Objective: Please find all lines in the data that hold the string "code" and copy them.

Data:

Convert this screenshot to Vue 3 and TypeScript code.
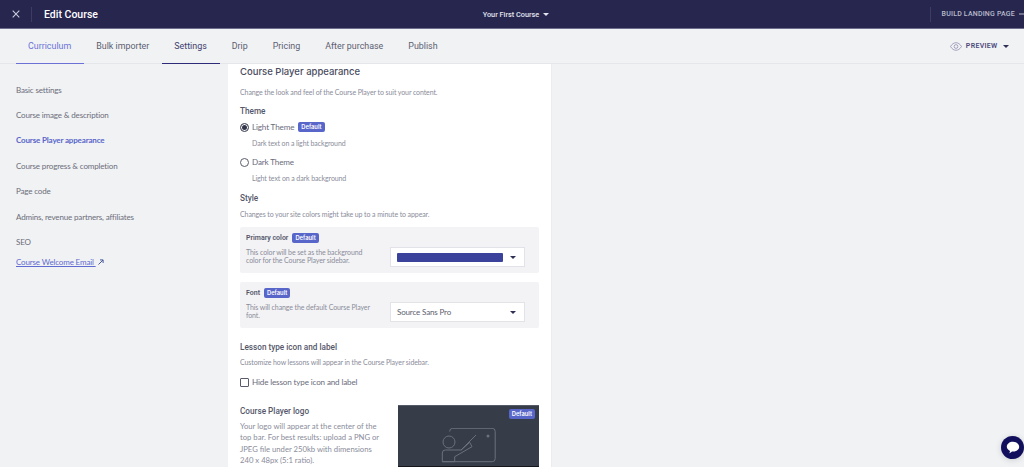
<script setup lang="ts">
const tabs = [
  { label: 'Curriculum', cls: 'first' },
  { label: 'Bulk importer', cls: '' },
  { label: 'Settings', cls: 'current' },
  { label: 'Drip', cls: '' },
  { label: 'Pricing', cls: '' },
  { label: 'After purchase', cls: '' },
  { label: 'Publish', cls: '' }
]

const sideLinks = [
  'Basic settings',
  'Course image & description',
  'Course Player appearance',
  'Course progress & completion',
  'Page code',
  'Admins, revenue partners, affiliates',
  'SEO'
]
</script>

<template>
  <div class="page">
    <header class="topbar">
      <div class="top-left">
        <svg class="close" width="8" height="8" viewBox="0 0 8 8"><path d="M.7.7l6.6 6.6M7.3.7L.7 7.3" stroke="#c9cbd8" stroke-width="1.1" fill="none" /></svg>
        <span class="top-title">Edit Course</span>
      </div>
      <div class="top-course">Your First Course <i class="caret light"></i></div>
      <div class="top-right">
        <span>BUILD LANDING PAGE</span>
        <svg width="8" height="8" viewBox="0 0 8 8"><path d="M0 4h8" stroke="#b9bccd" fill="none" /></svg>
      </div>
    </header>

    <nav class="tabbar">
      <a v-for="t in tabs" :key="t.label" class="tab" :class="t.cls">{{ t.label }}</a>
      <div class="preview">
        <svg width="12" height="9" viewBox="0 0 14 10" fill="none" stroke="#8d8db0" stroke-width=".9"><path d="M.6 5C2.400 2 4.600.6 7 .6S11.600 2 13.400 5C11.600 8 9.400 9.400 7 9.400S2.400 8 .6 5z" /><circle cx="7" cy="5" r="2.200" /></svg>
        <span>PREVIEW</span>
        <i class="caret dark"></i>
      </div>
    </nav>

    <div class="body">
      <aside class="side">
        <a v-for="l in sideLinks" :key="l" class="side-link" :class="{ on: l === 'Course Player appearance' }">{{ l }}</a>
        <a class="side-mail"><u>Course Welcome Email </u>
          <svg class="mail-arrow" width="6" height="6" viewBox="0 0 6 6" fill="none" stroke="#4a5a9a" stroke-width="1"><path d="M.5 5.500L5 1M2 .9h3.100V4" /></svg>
        </a>
      </aside>

      <main class="card">
        <h2 class="title">Course Player appearance</h2>
        <p class="hint intro">Change the look and feel of the Course Player to suit your content.</p>

        <h3 class="sub theme-h">Theme</h3>
        <div class="radio-row">
          <span class="radio checked"></span>
          <span class="opt">Light Theme</span>
          <span class="badge">Default</span>
        </div>
        <p class="hint opt-hint">Dark text on a light background</p>
        <div class="radio-row dark-row">
          <span class="radio"></span>
          <span class="opt">Dark Theme</span>
        </div>
        <p class="hint opt-hint">Light text on a dark background</p>

        <h3 class="sub style-h">Style</h3>
        <p class="hint style-hint">Changes to your site colors might take up to a minute to appear.</p>

        <section class="panel">
          <div class="panel-text">
            <div class="panel-label"><b>Primary color</b><span class="badge">Default</span></div>
            <p class="hint tight">This color will be set as the background color for the Course Player sidebar.</p>
          </div>
          <div class="select">
            <span class="swatch"></span>
            <i class="caret dark"></i>
          </div>
        </section>

        <section class="panel font-panel">
          <div class="panel-text">
            <div class="panel-label"><b>Font</b><span class="badge">Default</span></div>
            <p class="hint tight">This will change the default Course Player font.</p>
          </div>
          <div class="select">
            <span class="select-val">Source Sans Pro</span>
            <i class="caret dark"></i>
          </div>
        </section>

        <h3 class="sub lesson-h">Lesson type icon and label</h3>
        <p class="hint lesson-hint">Customize how lessons will appear in the Course Player sidebar.</p>
        <label class="check-row"><span class="check"></span><span class="opt">Hide lesson type icon and label</span></label>

        <section class="logo-row">
          <div class="logo-text">
            <h3 class="sub">Course Player logo</h3>
            <p class="logo-copy">Your logo will appear at the center of the top bar. For best results: upload a PNG or JPEG file under 250kb with dimensions 240 x 48px (5:1 ratio).</p>
          </div>
          <div class="logo-box">
            <span class="badge corner">Default</span>
            <svg width="56" height="36" viewBox="0 0 56 36" fill="none" stroke="#6a717d" stroke-width="1">
              <path d="M8.700 3.700V3.300a3 3 0 013-3h39.500a3 3 0 013 3v27.400a3 3 0 01-3 3H13.700" />
              <circle cx="8" cy="14" r="6" />
              <path d="M1.300 33.700V25a3 3 0 013-3h16l8.400-7.700L31 18.700l-17.300 10v5z" />
              <path d="M1.300 33.700h12.400" />
              <path d="M20 22L35 7" />
              <circle cx="47" cy="8" r="1.500" fill="#6a717d" stroke="none" />
            </svg>
          </div>
        </section>
      </main>
    </div>

    <button class="chat" type="button">
      <svg width="14" height="13" viewBox="0 0 14 13"><path d="M7 .8c3.500 0 6.200 2.100 6.200 5 0 2.800-2.700 4.800-6 4.800-.4 0-.8 0-1.200-.1-.7.800-1.700 1.500-2.800 1.700.5-.7.800-1.400.8-2.300C2 8.900.8 7.500.8 5.800.8 2.900 3.500.8 7 .8z" fill="#fff" /></svg>
    </button>
  </div>
</template>

<style scoped>
.page {
  width: 1024px;
  height: 467px;
  overflow: hidden;
  position: relative;
  background: #f1f2f4;
  font-family: "Lato", "Open Sans", sans-serif;
  color: #4b4d63;
}

.topbar {
  height: 28px;
  background: #27264f;
  border-bottom: 1px solid #6d6e8c;
  display: grid;
  grid-template-columns: 1fr auto 1fr;
  align-items: center;
}

.top-left {
  display: flex;
  align-items: center;
}

.close {
  margin-left: 12px;
}

.top-title {
  margin-left: 11px;
  padding-left: 12px;
  border-left: 1px solid #3d3c63;
  color: #fff;
  font: 500 10.5px/15px "Roboto", sans-serif;
}

.top-course {
  margin-left: 8px;
  color: #e4e5ee;
  font: 500 7.3px "Roboto", sans-serif;
  display: flex;
  align-items: center;
  gap: 4px;
}

.top-right {
  justify-self: end;
  height: 15px;
  margin-right: -3px;
  border-left: 1px solid #3d3c63;
  padding-left: 11px;
  display: flex;
  align-items: center;
  gap: 4px;
  color: #b9bccd;
  font: 500 7px "Roboto", sans-serif;
  letter-spacing: .2px;
  white-space: nowrap;
}

.caret {
  display: inline-block;
  width: 0;
  height: 0;
  border-left: 3px solid transparent;
  border-right: 3px solid transparent;
  border-top: 3px solid #2f2f55;
}

.caret.light {
  border-top-color: #e4e5ee;
}

.tabbar {
  height: 34px;
  border-bottom: 1px solid #e4e6ea;
  display: flex;
  padding-left: 16px;
}

.tab {
  padding: 0 13px 0 12px;
  height: 34px;
  font: 400 8.9px/34px "Roboto", sans-serif;
  color: #5c5e70;
}

.tab.first {
  color: #6a72d8;
  border-bottom: 1px solid #6a72d8;
}

.tab.current {
  color: #3d3c6e;
  border-bottom: 1px solid #2e2c78;
}

.preview {
  margin-left: auto;
  margin-right: 15.5px;
  display: flex;
  align-items: center;
  gap: 4px;
  font: 600 7px "Roboto", sans-serif;
  letter-spacing: .3px;
  color: #4d4a7c;
}

.preview .caret {
  margin-left: 1px;
}

.body {
  display: flex;
}

.side {
  width: 228px;
  padding: 13.7px 0 0 16px;
  box-sizing: border-box;
  display: flex;
  flex-direction: column;
}

.side-link {
  height: 25.4px;
  font-size: 8px;
  line-height: 25.4px;
  letter-spacing: -.15px;
  color: #6b6d7a;
}

.side-link.on {
  color: #5865c9;
  font-weight: 700;
}

.side-mail {
  margin-top: -3px;
  font-size: 8px;
  line-height: 20px;
  letter-spacing: -.15px;
  color: #5f6bd0;
}

.mail-arrow {
  margin-left: 2px;
}

.card {
  width: 324px;
  height: 404px;
  background: #fff;
  padding: 0 12px;
  box-sizing: border-box;
  border-right: 1px solid #ebecef;
  overflow: hidden;
}

.title {
  margin: 0;
  padding-top: 1px;
  font: 500 9.5px/14px "Inter", sans-serif;
  color: #4a4c5e;
}

.sub {
  margin: 0;
  font: 500 8.2px/12px "Roboto", sans-serif;
  color: #55576a;
}

.hint {
  margin: 0;
  font-size: 7px;
  line-height: 10px;
  letter-spacing: -.1px;
  color: #8a8c9a;
}

.intro {
  margin-top: 8px;
}

.theme-h {
  margin-top: 8px;
}

.radio-row {
  display: flex;
  align-items: center;
  height: 12px;
  margin-top: 4px;
}

.dark-row {
  margin-top: 8px;
}

.radio {
  width: 7px;
  height: 7px;
  border: 1px solid #5a5c6c;
  border-radius: 50%;
  background: #fff;
  margin-right: 3px;
  box-sizing: content-box;
}

.radio.checked {
  background: #33354a;
  box-shadow: inset 0 0 0 1px #fff;
}

.opt {
  font-size: 8.1px;
  letter-spacing: -.15px;
  color: #6a6c7c;
}

.badge {
  display: inline-block;
  background: #5865c9;
  color: #fff;
  font: 600 5.8px/10px "Inter", sans-serif;
  padding: 0 3px;
  border-radius: 2px;
  margin-left: 4px;
}

.opt-hint {
  margin: 5px 0 0 12px;
}

.style-h {
  margin-top: 9px;
}

.style-hint {
  margin-top: 5px;
}

.panel {
  margin-top: 8px;
  height: 46px;
  background: #f3f3f5;
  border-radius: 2px;
  display: flex;
  justify-content: space-between;
  padding: 5.5px 14px 0 6px;
  box-sizing: border-box;
}

.font-panel {
  margin-top: 9px;
}

.panel-text {
  width: 128px;
}

.panel-label {
  display: flex;
  align-items: center;
  height: 11px;
  margin-bottom: 4px;
}

.panel-label b {
  font: 600 7px "Roboto", sans-serif;
  color: #55576a;
}

.tight {
  line-height: 8px;
}

.select {
  align-self: flex-end;
  margin-bottom: 6px;
  width: 135px;
  height: 20px;
  background: #fff;
  border: 1px solid #e2e3e8;
  box-sizing: border-box;
  display: flex;
  align-items: center;
  justify-content: space-between;
  padding: 0 8px 0 6px;
}

.swatch {
  width: 106px;
  height: 9px;
  border-radius: 1px;
  background: #3a429c;
}

.select-val {
  font-size: 8px;
  letter-spacing: -.15px;
  color: #5e606e;
}

.lesson-h {
  margin-top: 13px;
}

.lesson-hint {
  margin-top: 4px;
}

.check-row {
  display: flex;
  align-items: center;
  margin-top: 9px;
  height: 12px;
}

.check {
  width: 7px;
  height: 7px;
  border: 1px solid #5a5c6c;
  border-radius: 1px;
  margin-right: 3px;
  box-sizing: content-box;
}

.logo-row {
  display: flex;
  justify-content: space-between;
  margin-top: 17px;
}

.logo-text {
  width: 145px;
}

.logo-copy {
  margin: 4px 0 0;
  font-size: 7.7px;
  line-height: 11.3px;
  color: #8a8c9a;
}

.logo-box {
  position: relative;
  width: 141px;
  height: 62px;
  background: #363d49;
  border-top: 1px solid #555b66;
  border-bottom: 1px solid #14161c;
  display: flex;
  justify-content: center;
  padding-top: 22px;
  box-sizing: border-box;
  overflow: hidden;
}

.corner {
  position: absolute;
  top: 3px;
  right: 4px;
  margin: 0;
}

.chat {
  position: absolute;
  right: 0;
  bottom: 8px;
  width: 23px;
  height: 23px;
  border: 0;
  padding: 0;
  border-radius: 50%;
  background: #12105c;
  display: flex;
  align-items: center;
  justify-content: center;
  box-shadow: 0 1px 6px rgba(0, 0, 0, .15);
}
</style>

Full solution:
Convert this screenshot to Vue 3 and TypeScript code.
  'Page code',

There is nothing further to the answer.